A few days into this experiment, Noah said to me, “Mummy, is your phone a fruit?”  I went to the first connection that came to mind: “Oh why, you mean because it’s an Apple?”  “No,” he said, “because you put it in the fruit bowl.” Kids notice so much more than we sometimes think they do.  And for once, I was pleased to know that other people had noticed my efforts to be more present.
To summarise a few tips, if you want a better relationship with technology:
  • remember what you’re working toward, as opposed to what you’re being “deprived of”:  Having a positive goal (“more quality time with family”) will serve you better than being reminded of the thing that you’re having less of
  • write down the boundaries:  knowing what’s allowed, and when, will give you a framework to work in…e.g. “Switch off phone between 6:00 and 9:00pm”

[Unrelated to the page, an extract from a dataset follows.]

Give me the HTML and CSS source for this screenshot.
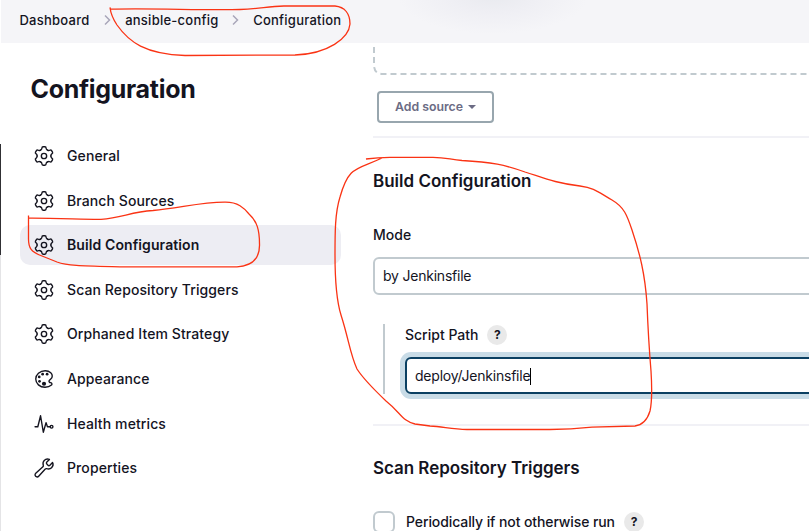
FILE: index.html
```
<!DOCTYPE html>
<html lang="en">
<head>
<meta charset="utf-8">
<title>ansible-config Configuration</title>
<link rel="stylesheet" href="styles.css">
</head>
<body>
<svg class="defs" aria-hidden="true">
  <path id="tooth" d="M-80-138.600Q-50-156-49-182Q-48-216-22-216H22Q48-216 49-182Q50-156 80-138.600"/>
  <symbol id="gear" viewBox="-256 -256 512 512"><circle r="62"/><use href="#tooth"/><use href="#tooth" transform="rotate(60)"/><use href="#tooth" transform="rotate(120)"/><use href="#tooth" transform="rotate(180)"/><use href="#tooth" transform="rotate(240)"/><use href="#tooth" transform="rotate(300)"/></symbol>
  <symbol id="palette" viewBox="0 0 512 512"><path d="M430.11 347.9c-6.6-6.1-16.3-7.6-24.6-9-11.5-1.9-15.9-4-22.6-10-14.3-12.7-14.3-31.1 0-43.8l30.3-26.9c46.4-41 46.4-108.2 0-149.2-34.2-30.1-80.1-45-127.8-45-55.7 0-113.9 20.3-158.8 60.1-83.5 73.8-83.5 194.7 0 268.5 41.5 36.7 97.5 55 152.9 55.4h1.7c55.4 0 110-17.9 148.8-52.4 14.4-12.7 12-36.6.1-47.7z"/><g class="dots"><circle cx="144" cy="208" r="32"/><circle cx="152" cy="311" r="32"/><circle cx="224" cy="144" r="32"/><circle cx="256" cy="367" r="48"/><circle cx="328" cy="144" r="32"/></g></symbol>
  <symbol id="pulse" viewBox="0 0 512 512"><path d="M48 320h64l64-256 64 384 64-224 32 96h64"/><circle cx="432" cy="320" r="32"/></symbol>
  <symbol id="wrench" viewBox="0 0 512 512"><path d="M393.87 190a32.1 32.1 0 01-45.25 0l-26.57-26.57a32.09 32.09 0 010-45.26L382.19 58a1 1 0 00-.3-1.64c-38.82-16.64-89.15-8.16-121.11 23.57-30.58 30.35-32.32 76-21.12 115.84a31.93 31.93 0 01-9.06 32.08L64 380a48.17 48.17 0 1068 68l153.86-167a31.93 31.93 0 0131.6-9.13c39.54 10.59 84.54 8.6 114.72-21.19 32.49-32 39.5-88.56 23.75-120.93a1 1 0 00-1.6-.26z"/></symbol>
  <symbol id="chevron" viewBox="0 0 7 12"><path d="M1 1.500l4.500 4.500-4.500 4.500"/></symbol>
</svg>
<div class="page">
  <header class="crumbs">
    <span class="crumb crumb-home">Dashboard</span>
    <svg class="chevron"><use href="#chevron"/></svg>
    <span class="crumb crumb-project">ansible-config</span>
    <svg class="chevron"><use href="#chevron"/></svg>
    <span class="crumb crumb-page">Configuration</span>
  </header>
  <div class="layout">
    <aside class="sidebar">
      <h1>Configuration</h1>
      <nav class="tasks">
        <a class="task"><svg class="icon"><use href="#gear"/></svg><span>General</span></a>
        <a class="task"><svg class="icon"><use href="#gear"/></svg><span>Branch Sources</span></a>
        <a class="task active"><svg class="icon"><use href="#gear"/></svg><span>Build Configuration</span></a>
        <a class="task"><svg class="icon"><use href="#gear"/></svg><span>Scan Repository Triggers</span></a>
        <a class="task"><svg class="icon"><use href="#gear"/></svg><span>Orphaned Item Strategy</span></a>
        <a class="task"><svg class="icon"><use href="#palette"/></svg><span>Appearance</span></a>
        <a class="task"><svg class="icon"><use href="#pulse"/></svg><span>Health metrics</span></a>
        <a class="task"><svg class="icon"><use href="#wrench"/></svg><span>Properties</span></a>
      </nav>
    </aside>
    <main class="content">
      <svg class="dropzone" viewBox="0 0 436 28"><path d="M1 0V18Q1 27 10 27H436"/></svg>
      <button class="add">Add source<i class="caret"></i></button>
      <hr>
      <h2 class="build-title">Build Configuration</h2>
      <div class="label mode-label">Mode</div>
      <div class="field mode-field">by Jenkinsfile</div>
      <div class="nested">
        <div class="label path-label"><span>Script Path</span><b class="help">?</b></div>
        <div class="field focused">deploy/Jenkinsfile<i class="cursor"></i></div>
      </div>
      <hr>
      <h2 class="scan-title">Scan Repository Triggers</h2>
      <div class="check"><i class="box"></i><span>Periodically if not otherwise run</span><b class="help">?</b></div>
    </main>
  </div>
  <svg class="marks" viewBox="0 0 809 531">
    <path d="M110 7.500L110.500 9.200C150 8 205 10.500 240 9.500C260 9 268 6 284 6H335C345 7 350 14 350 24C349 38 328 54 295 55L185 55.500C145 54 129 42 117 25Q111 16 110 7.500"/>
    <path d="M28.500 215.500V218.200C55 218 85 219.500 101 219.300C122 218 130 212 153 210.500C180 208 202 202 225 202.200C238 202 244 208 249 214C257 221 259.500 230 259.500 244C260 259 252 266 237 266.800H120C83 266 68 266 57 262L42 256C31 252 28.500 248 28.500 239Z"/>
    <path d="M366 159C373 158 380 157.300 390 157.300H433C446 157.500 450 159.500 462 160.500C492 162 505 165 525 172C544 178 555 183 580 186C595 188 598 192 612 200C624 207 627 215 632 230C640 254 645 274 647 304C648 330 649 347 651 371C652 387 652 402 650 411C647 421 642 425 635 426L592 427.200C580 428.500 568 429.500 550 429.500H467C452 429 444 427 430 426L415 424C402 421 401 413 386 401Q364 380 357 369C350 354 349 340 341 315C336 299 335 278 335 255C335 232 335 213 340 197C349 165 357 170 382 158"/>
  </svg>
</div>
</body>
</html>
```
FILE: styles.css
```
* { box-sizing: border-box; }
body {
  margin: 0;
  background: #fff;
  color: #14141f;
  font: 500 14px/20px Inter, "Liberation Sans", sans-serif;
}
.defs { position: absolute; width: 0; height: 0; }
.page { position: relative; width: 809px; height: 531px; overflow: hidden; }
.page::before {
  content: "";
  position: absolute;
  left: 0;
  top: 0;
  width: 1px;
  height: 531px;
  background: linear-gradient(#fff 144px, #303034 144px, #303034 255px, #e4e4e6 255px);
}
.crumbs {
  display: flex;
  align-items: center;
  height: 43px;
  margin-left: 1px;
  padding: 0 0 3px 18.500px;
  background: radial-gradient(ellipse 95px 38px at 492px -4px, #e9eaef 0, #efeff4 45%, #f5f5f8 100%);
  font-size: 13px;
  letter-spacing: .24px;
}
.crumb { white-space: nowrap; }
.crumb-home { width: 70.700px; }
.crumb-project { width: 93px; }
.chevron { flex: none; width: 7px; height: 12px; margin: 0 14px; fill: none; stroke: #a9a7b9; stroke-width: 1.500; }
.layout { display: flex; height: 488px; }
.sidebar { width: 341px; padding: 30px 0 0 20px; flex: none; }
h1 { margin: 0 0 31px 10.500px; font-size: 25px; line-height: 32px; font-weight: 700; letter-spacing: -.3px; }
.tasks { display: flex; flex-direction: column; gap: 4.600px; letter-spacing: .1px; }
.task { display: flex; align-items: center; gap: 12px; height: 40px; padding-left: 13px; border-radius: 10px; }
.task.active { background: #ededf3; font-weight: 600; }
.icon { width: 22px; height: 22px; fill: none; stroke: #14141f; stroke-width: 32; stroke-linecap: round; stroke-linejoin: round; }
.dots { fill: #14141f; stroke: none; }
.content { flex: 1; min-width: 0; margin-left: 32px; padding-top: 4px; }
.dropzone { display: block; width: 436px; height: 28px; fill: none; stroke: #c1cacf; stroke-width: 2; stroke-dasharray: 6 4; }
.add {
  display: flex;
  align-items: center;
  justify-content: center;
  gap: 5px;
  width: 117px;
  height: 32px;
  margin: 16px 0 13px 4px;
  padding: 0;
  background: #fff;
  border: 2px solid #98a6ae;
  border-radius: 4px;
  color: #6b6b84;
  font: 600 12.300px/18px Inter, sans-serif;
}
.caret { border: 4px solid transparent; border-top-color: currentColor; border-bottom: 0; }
hr { height: 2px; margin: 0; border: 0; background: #f1f1f6; }
h2 { margin: 0; font-size: 17px; line-height: 24px; font-weight: 600; }
.build-title { margin-top: 31px; }
.label { line-height: 20px; }
.mode-label { margin-top: 32px; height: 24px; }
.field {
  height: 38px;
  margin-right: -20px;
  padding-left: 8px;
  border: 2px solid #c1cacf;
  border-radius: 6px;
  background: #fff;
  line-height: 34px;
  font-weight: 400;
  letter-spacing: -.22px;
}
.mode-field { margin-top: 8px; }
.nested { height: 70px; margin: 29px 0 30px 10px; padding-left: 20px; border-left: 2px solid #c1cacf; }
.path-label { display: flex; align-items: center; gap: 9px; height: 22px; }
.help {
  width: 20px;
  height: 20px;
  border-radius: 50%;
  background: #e9e9e9;
  text-align: center;
  font-size: 12px;
  font-weight: 700;
}
.focused { height: 37px; margin-top: 11px; border-color: #0b4062; box-shadow: 0 0 0 5px #c9dce7; }
.cursor { display: inline-block; width: 1px; height: 17px; background: #000; vertical-align: -4px; }
.scan-title { margin-top: 30px; letter-spacing: -.05px; }
.check { display: flex; align-items: center; height: 22px; margin-top: 31px; letter-spacing: -.1px; }
.box { width: 22px; height: 22px; margin-right: 11px; border: 2px solid #c1cacf; border-radius: 6px; }
.check .help { margin-left: 9px; }
.marks { position: absolute; left: 0; top: 0; width: 809px; height: 531px; fill: none; stroke: #fa3314; stroke-width: 1.300; }
```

  • be realistic: phones are hugely useful, so know that you’ll need and want information from them.  Just find that information outside the timeframes you define in your boundaries
  • don’t aim to be perfect: you’re human, so if you don’t stick absolutely to your goal, don’t wallow in it when you fall off the wagon.  The goal is improvement of a situation, so if you slip, reset yourself and remember what you’re aiming for.  Giving yourself a hard time for “failure” is a waste of your energy.
  • celebrate success: pat yourself on the back when you stick to your goals.  Connect with the benefits you had when you were less attached to the technology.  Positivity fuels positivity!
Do you have this same challenge?  What would work for you to switch off and put your attention where you want to?  What would it give you?  I’d love to hear from you!
p.s. Ghada, good luck on your exam – you’re going to do great.